Local company uses space technology to create warmer, more streamlined clothing

    Local company uses space technology to create warmer clothing (WKRC)

    CINCINNATI (WKRC) - Local 12 first met Michael Markesbery and Rithvik Venna in 2016 when they were a startup at The Brandery in Over-the-Rhine and had just launched a Kickstarter campaign to fund their business.

    Now, they’ve got their own space with a ping pong table on Reading Road in Cincinnati and business has taken off.

    Markesbery said, “In the last two years, we’ve gone from two guys in their parents' garage to an amazing team of 12 where the company is growing by 200 percent every single year.”

    The co-founders, both outdoor enthusiasts, met as sophomores at Miami University studying pre-med. Then their tracks took a seismic shift.

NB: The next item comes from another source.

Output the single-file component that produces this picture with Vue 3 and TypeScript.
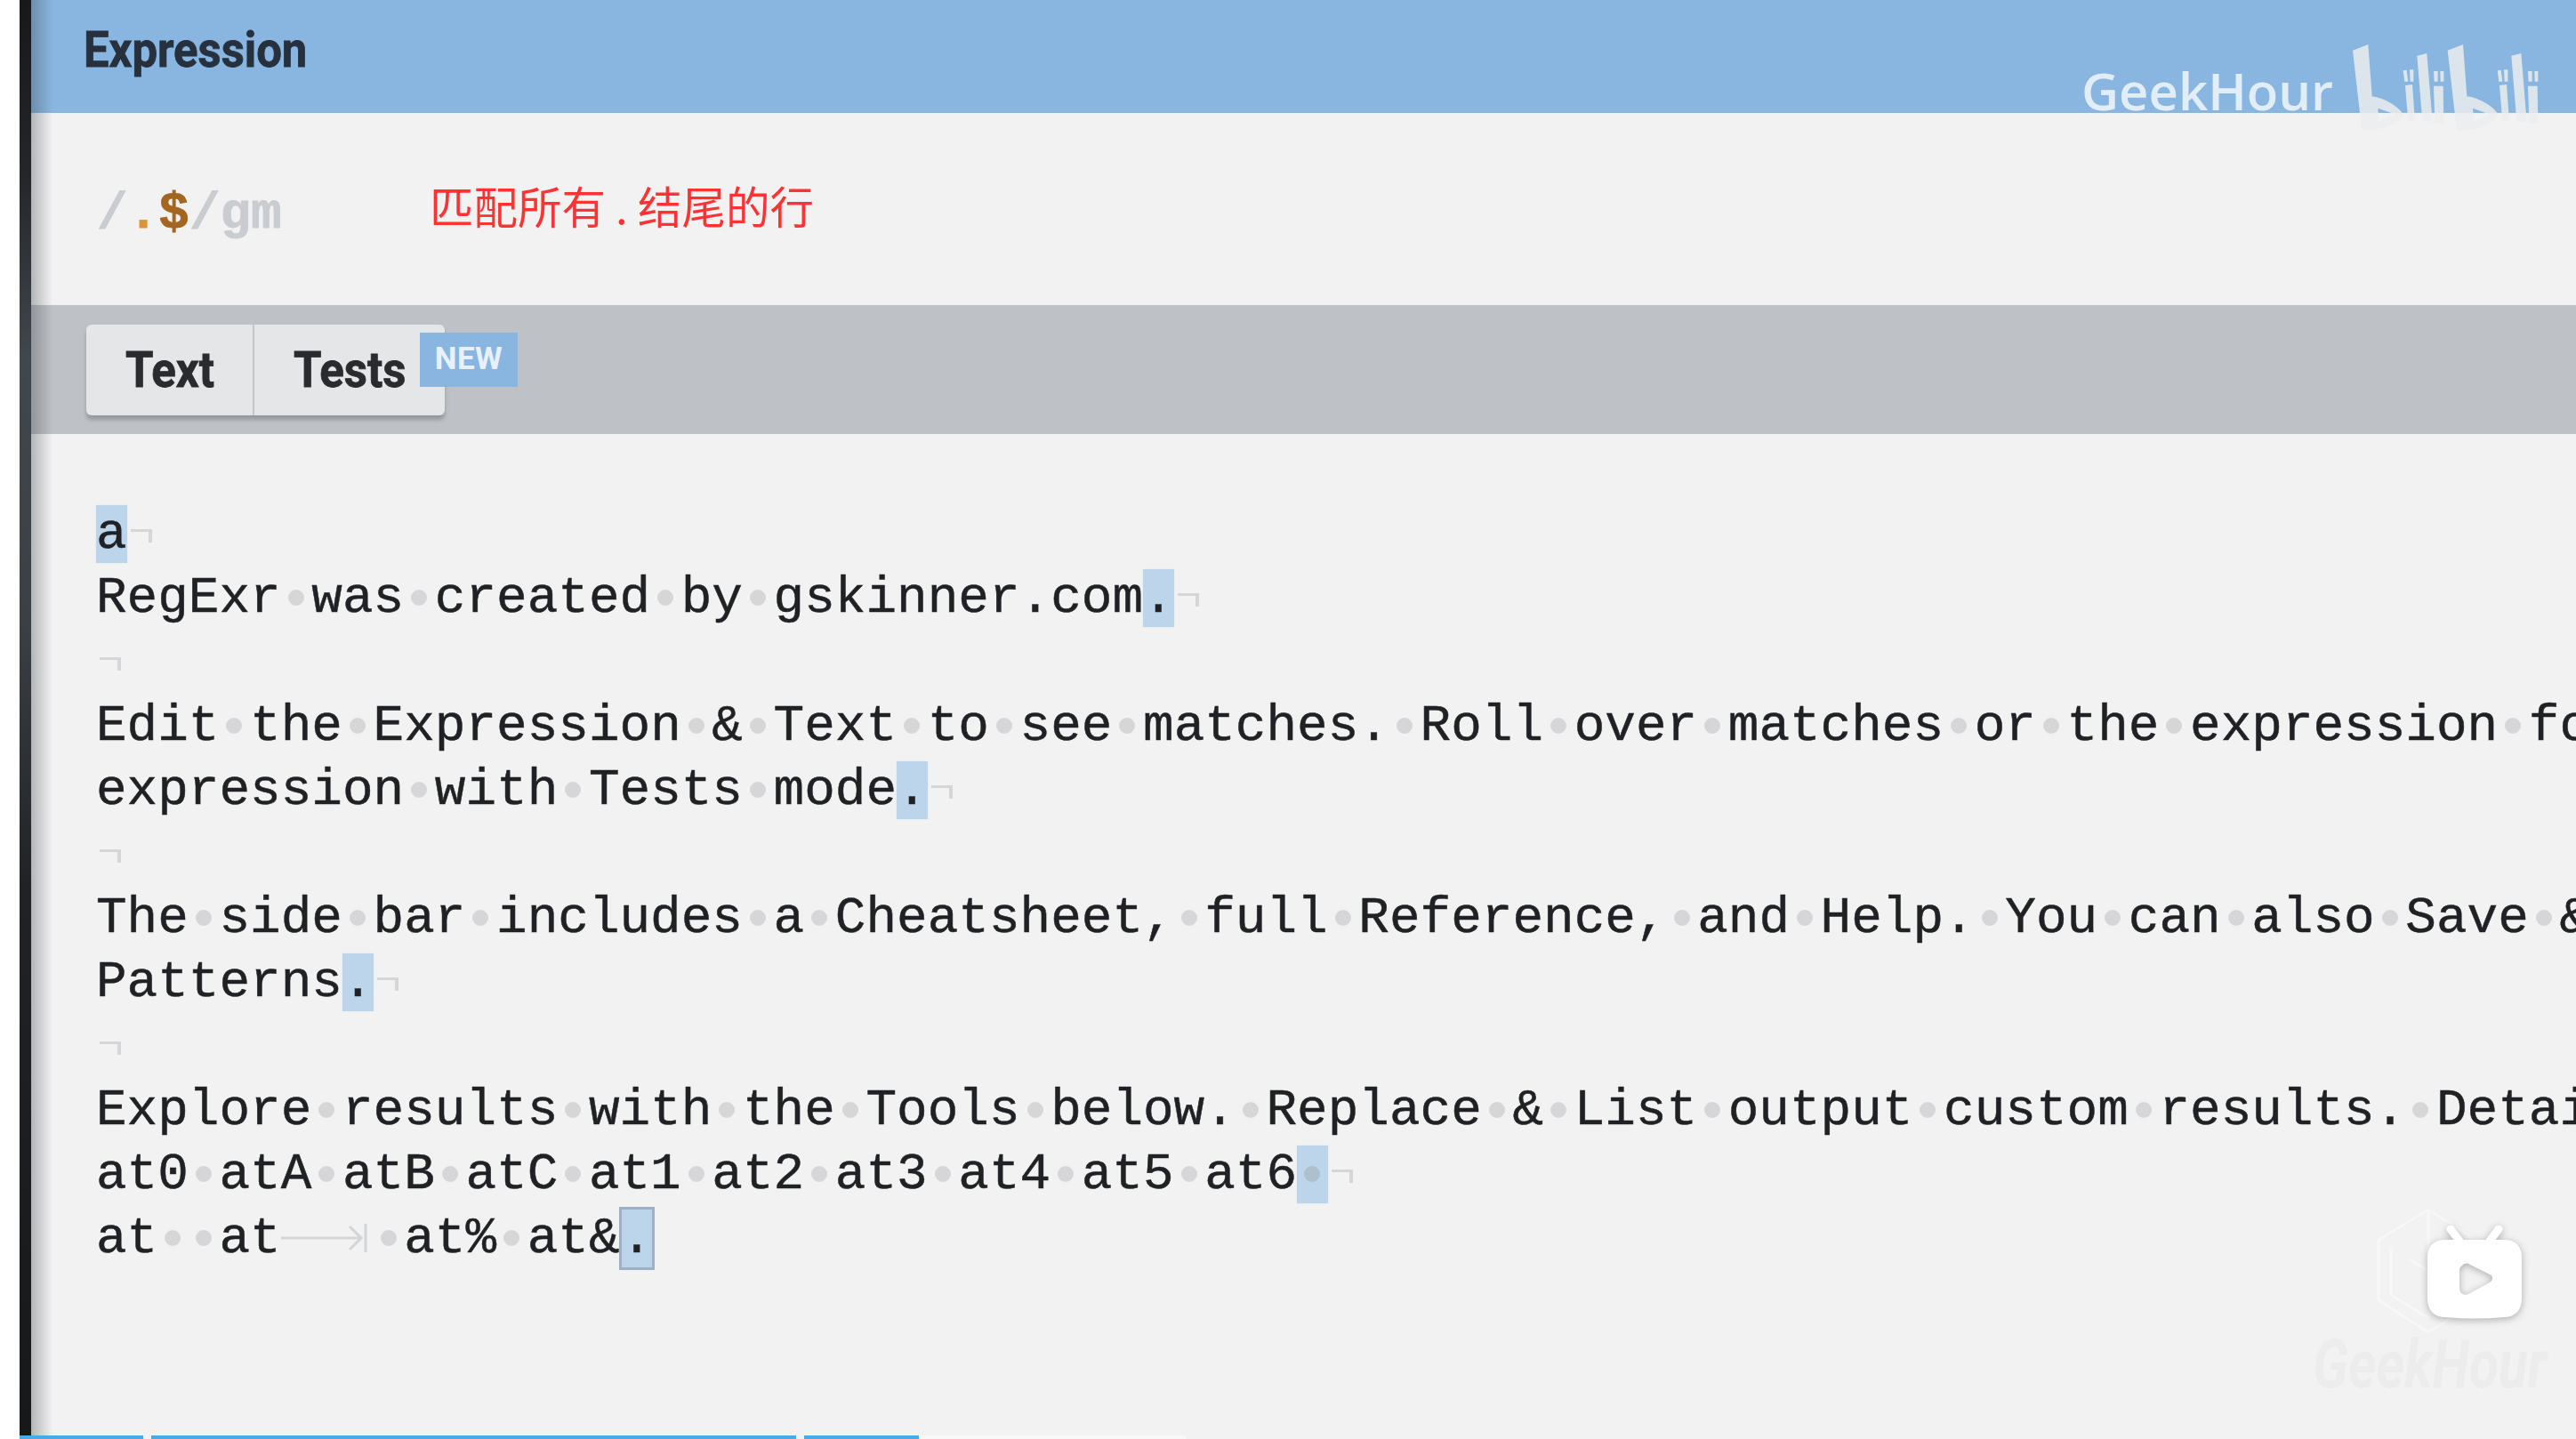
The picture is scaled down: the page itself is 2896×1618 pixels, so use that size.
<script setup lang="ts">
interface Seg { kind: 'text' | 'space' | 'tab' | 'hl' | 'hlspace' | 'sel'; value: string }
interface Row { segs: Seg[]; eol: boolean }

const source: { text: string; tail?: 'hl' | 'sel'; eol?: boolean }[] = [
  { text: 'a', tail: 'hl' },
  { text: 'RegExr was created by gskinner.com.', tail: 'hl' },
  { text: '' },
  { text: 'Edit the Expression & Text to see matches. Roll over matches or the expression for details. PCRE & JavaScript' },
  { text: 'expression with Tests mode.', tail: 'hl' },
  { text: '' },
  { text: 'The side bar includes a Cheatsheet, full Reference, and Help. You can also Save & Share with the Community' },
  { text: 'Patterns.', tail: 'hl' },
  { text: '' },
  { text: 'Explore results with the Tools below. Replace & List output custom results. Details lists capture groups.' },
  { text: 'at0 atA atB atC at1 at2 at3 at4 at5 at6 ', tail: 'hl' },
  { text: 'at  at\t at% at&.', tail: 'sel', eol: false }
]

function toRow(line: { text: string; tail?: 'hl' | 'sel'; eol?: boolean }): Row {
  const body = line.tail ? line.text.slice(0, -1) : line.text
  const segs: Seg[] = []
  for (const part of body.split(/([ \t])/)) {
    if (part === ' ') segs.push({ kind: 'space', value: ' ' })
    else if (part === '\t') segs.push({ kind: 'tab', value: '' })
    else if (part) segs.push({ kind: 'text', value: part })
  }
  if (line.tail) {
    const last = line.text.slice(-1)
    if (line.tail === 'sel') segs.push({ kind: 'sel', value: last })
    else segs.push({ kind: last === ' ' ? 'hlspace' : 'hl', value: last })
  }
  return { segs, eol: line.eol !== false }
}

const rows: Row[] = source.map(toRow)
</script>

<template>
  <div class="screen">
    <div class="gutter"></div>
    <div class="edge"></div>
    <main class="app">
      <header class="title"><h1>Expression</h1></header>
      <section class="regex">
        <div class="pattern"><span class="slash">/</span><span class="dot">.</span><span class="dollar">$</span><span class="slash">/gm</span></div>
        <div class="note">匹配所有 . 结尾的行</div>
      </section>
      <nav class="tabs">
        <div class="tabgroup">
          <div class="tab tab-text"><span class="label">Text</span></div>
          <div class="tab tab-tests"><span class="label">Tests</span><span class="new">NEW</span></div>
        </div>
      </nav>
      <section class="editor">
        <div v-for="(row, i) in rows" :key="i" class="line">
          <template v-for="(seg, j) in row.segs" :key="j">
            <span v-if="seg.kind === 'text'">{{ seg.value }}</span>
            <span v-else-if="seg.kind === 'space'" class="sp"> </span>
            <span v-else-if="seg.kind === 'hlspace'" class="mark"><span class="sp in-mark"> </span></span>
            <span v-else-if="seg.kind === 'hl'" class="mark">{{ seg.value }}</span>
            <span v-else-if="seg.kind === 'sel'" class="mark selected">{{ seg.value }}</span>
            <span v-else class="tabchar">
              <svg width="97" height="32" viewBox="0 0 97 32" fill="none" stroke="#d4d5d7" stroke-width="3">
                <path d="M0 16H90M77 3 90 16 77 29M95 0V32" />
              </svg>
            </span>
          </template>
          <span v-if="row.eol" class="eol"></span>
        </div>
      </section>
      <div class="progress">
        <span class="seg s1"></span><span class="seg s2"></span><span class="seg s3"></span><span class="seg s4"></span>
      </div>
    </main>

    <div class="wm-top">
      <span class="wm-name">GeekHour</span>
      <svg class="wm-bili" width="240" height="110" viewBox="0 0 720 330" fill="#eceeef">
        <g>
          <path fill-rule="evenodd" d="M45 50 97 30 110 205C150 210 195 235 215 265 205 295 160 318 80 322L76 322ZM130 245 133 288 186 265Z" />
          <path d="M215 118 227 116 232 155 220 155ZM237 115 250 115 250 155 239 155ZM222 168 246 165 255 290 232 290ZM262 68 295 60 314 290 280 290ZM318 120 332 120 332 155 320 155ZM340 120 352 120 352 155 341 155ZM318 170 350 170 352 296 322 296Z" />
        </g>
        <g transform="translate(320 0)">
          <path fill-rule="evenodd" d="M45 50 97 30 110 205C150 210 195 235 215 265 205 295 160 318 80 322L76 322ZM130 245 133 288 186 265Z" />
          <path d="M215 118 227 116 232 155 220 155ZM237 115 250 115 250 155 239 155ZM222 168 246 165 255 290 232 290ZM262 68 295 60 314 290 280 290ZM318 120 332 120 332 155 320 155ZM340 120 352 120 352 155 341 155ZM318 170 350 170 352 296 322 296Z" transform="translate(-2 0)" />
        </g>
      </svg>
    </div>

    <div class="wm-bottom">
      <svg class="hex" width="110" height="142" viewBox="0 0 110 142" fill="none" stroke="#f7f7f8" stroke-width="3">
        <path d="M58 2 2 36V104L58 140 108 108M58 2 108 34M16 44V98L58 124M58 2V60M36 58 60 72" />
      </svg>
      <svg class="tv" width="110" height="106" viewBox="0 0 110 106">
        <path d="M28 4 40 20M82 4 70 20" stroke="#fff" stroke-width="9" stroke-linecap="round" />
        <path fill="#fff" fill-rule="evenodd" d="M22 16H88C102 16 108 24 108 36V82C108 96 100 103 88 103 66 105 44 105 22 103 10 103 2 96 2 82V36C2 24 8 16 22 16ZM41 45C38 47 38 49 38 52V70C38 77 44 80 50 76L72 64C76 61 76 57 72 55L50 44C47 42 44 42 41 45Z" />
      </svg>
      <div class="wm-italic">GeekHour</div>
    </div>
  </div>
</template>

<style>
html, body { margin: 0; background: #fff; }
</style>

<style scoped>
.screen {
  position: relative;
  display: flex;
  width: 2896px;
  height: 1618px;
  overflow: hidden;
  background: #fff;
}
.gutter { flex: 0 0 22px; }
.edge {
  flex: 0 0 13px;
  background: linear-gradient(#17181a 0, #24262a 200px, #41474e 400px, #3b4046 700px, #202225 1000px, #17181a 1618px);
}
.app {
  position: relative;
  flex: 1;
  min-width: 0;
  display: flex;
  flex-direction: column;
  background: #f2f2f3;
}
.app::after {
  content: "";
  position: absolute;
  inset: 0 auto 0 0;
  width: 24px;
  background: linear-gradient(90deg, rgba(60, 64, 70, 0.34), rgba(60, 64, 70, 0));
  pointer-events: none;
}
.title {
  flex: 0 0 127px;
  background: #88b6e0;
  padding-left: 59px;
  box-sizing: border-box;
}
.title h1 {
  margin: 0;
  padding-top: 21px;
  font: 700 56px/70px Roboto, sans-serif;
  color: #26313d;
  transform: scaleX(0.907);
  transform-origin: left;
  -webkit-text-stroke: 0.8px #26313d;
  filter: blur(0.5px);
}
.regex {
  flex: 0 0 216px;
  display: flex;
  align-items: center;
  padding-left: 74px;
  box-sizing: border-box;
}
.pattern {
  width: 374px;
  font: 700 57.7px/70px "Liberation Mono", monospace;
  padding-top: 11px;
  -webkit-text-stroke: 0.8px currentColor;
  filter: blur(0.5px);
}
.slash { color: #c9ccd0; }
.dot { color: #dc9534; }
.dollar { color: #a4651f; }
.note {
  font: 400 49.5px/60px "Noto Sans CJK SC", sans-serif;
  color: #ff3333;
  margin-top: -8px;
}
.tabs {
  flex: 0 0 145px;
  background: #bec1c6;
  padding: 22px 0 0 62px;
  box-sizing: border-box;
}
.tabgroup {
  display: flex;
  width: 403px;
  height: 102px;
  border-radius: 6px;
  background: #e5e6e8;
  box-shadow: 0 5px 4px rgba(110, 114, 120, 0.5);
}
.tab {
  position: relative;
  box-sizing: border-box;
  font: 700 56px/102px Roboto, sans-serif;
  color: #2a2b2e;
  padding-left: 44px;
}
.label {
  display: inline-block;
  transform: scaleX(0.91);
  transform-origin: left;
  -webkit-text-stroke: 0.8px #2a2b2e;
  filter: blur(0.5px);
}
.tab-text { flex: 0 0 189px; border-right: 2px solid #c4c6ca; }
.tab-tests { flex: 1; }
.new {
  position: absolute;
  left: 186px;
  top: 9px;
  width: 110px;
  height: 61px;
  background: #88b6e0;
  color: #e8f1fb;
  font: 700 35px/60px Roboto, sans-serif;
  text-align: center;
  letter-spacing: 0.5px;
}
.editor {
  flex: 1;
  padding: 77px 0 0 73px;
  overflow: hidden;
}
.line {
  height: 72px;
  font: 400 57.7px/72px "Liberation Mono", monospace;
  color: #1f2124;
  white-space: pre;
  -webkit-text-stroke: 0.5px #1f2124;
  filter: blur(0.5px);
}
.sp {
  position: relative;
  display: inline-block;
  width: 0.6em;
  height: 0;
}
.sp::after {
  content: "";
  position: absolute;
  left: 8px;
  bottom: 7px;
  width: 18px;
  height: 18px;
  border-radius: 50%;
  background: #d6d6d8;
}
.in-mark::after { background: #aebfce; }
.mark {
  background: #bdd5ea;
  box-shadow: 0 0 2px #d9e8f5;
}
.selected {
  border: 3px solid #9fb0c4;
  margin: 0 -3px -3px -1px;
  box-shadow: none;
}
.tabchar {
  position: relative;
  display: inline-block;
  width: 1.8em;
  height: 0;
}
.tabchar svg { position: absolute; left: 0; bottom: 0; }
.eol {
  display: inline-block;
  box-sizing: border-box;
  width: 24px;
  height: 15px;
  margin-left: 4px;
  border-top: 3px solid #d6d6d8;
  border-right: 4px solid #d6d6d8;
  vertical-align: 6px;
}
.progress {
  position: absolute;
  left: -13px;
  bottom: 0;
  display: flex;
  height: 4px;
  z-index: 1;
}
.seg { display: block; background: #4baae6; }
.s1 { width: 139px; margin-right: 9px; }
.s2 { width: 725px; margin-right: 9px; }
.s3 { width: 129px; }
.s4 { width: 300px; background: #f8f8f8; }
.wm-top {
  position: absolute;
  left: 2340px;
  top: 50px;
  width: 520px;
  height: 94px;
}
.wm-name {
  position: absolute;
  left: 0;
  top: 12px;
  font: 600 58px/80px "Open Sans", sans-serif;
  color: rgba(255, 255, 255, 0.75);
}
.wm-bili { position: absolute; left: 290px; top: -10px; opacity: 0.85; }
.wm-bottom {
  position: absolute;
  left: 2600px;
  top: 1358px;
  width: 270px;
  height: 210px;
}
.hex { position: absolute; left: 72px; top: 0; }
.tv {
  position: absolute;
  left: 127px;
  top: 20px;
  filter: drop-shadow(0 2px 4px rgba(90, 90, 90, 0.45));
}
.wm-italic {
  position: absolute;
  left: 0;
  top: 132px;
  font: italic 700 76px/88px Roboto, sans-serif;
  color: #ececed;
  transform: scaleX(0.795);
  transform-origin: left;
  white-space: nowrap;
}
</style>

    Having to wear bulky coats while climbing together in the Swiss Alps and a paper Markesbery wrote, which earned him a NASA Astronaut Scholarship, set off the invention light bulb.

    Markesbery said, “So we took 10 grand from the scholarship and started working with aerogel manufacturers.”

    In its original form, aerogel is hard and translucent, made up mostly of air. It’s the lowest thermal conductive solid on the planet. It’s also used in space suits and the space shuttle and survives negative 4,550 degrees Fahrenheit, but it wasn’t being used in clothing.

    Venna said that’s because, “It’s brittle, fragile and super expensive. Long story short, two years later, lots of money spent just being nerds, we managed to figure that out.”

    They developed a product they call Solarcore. It’s the first ever flexible, non-shedding aerogel in the world. Three patents later, and working on a fourth, they’ve cornered the rights to how it’s made and put into clothing.

    The first product they ever created was the Orion Parka. Now they have 13 styles for sale. Each is insulated with Solarcore. It’s been tested not just in the freezing mountain air, but in a garage using an intern and a shot of liquid nitrogen. Even while being blasted, the temperature inside the coat is a very warm 89 degrees.

    The founders say their apparel is not only warmer than traditional gear, but it’s more streamlined.

    “Oros is ancient Greek for mountain. It’s symbolic of the sacrifice that you have to give to achieve anything,” said Venna.

    Anything is possible for these friends turned business partners. Markesbery is only 26 and Venna is 25. The two were just honored by Forbes Magazine as two of the top minds in the magazine's 30 under 30 ranking. Plus, they've raised $7 million in venture capital.

    The Oros gear is only sold through its website and costs between $100 and $300.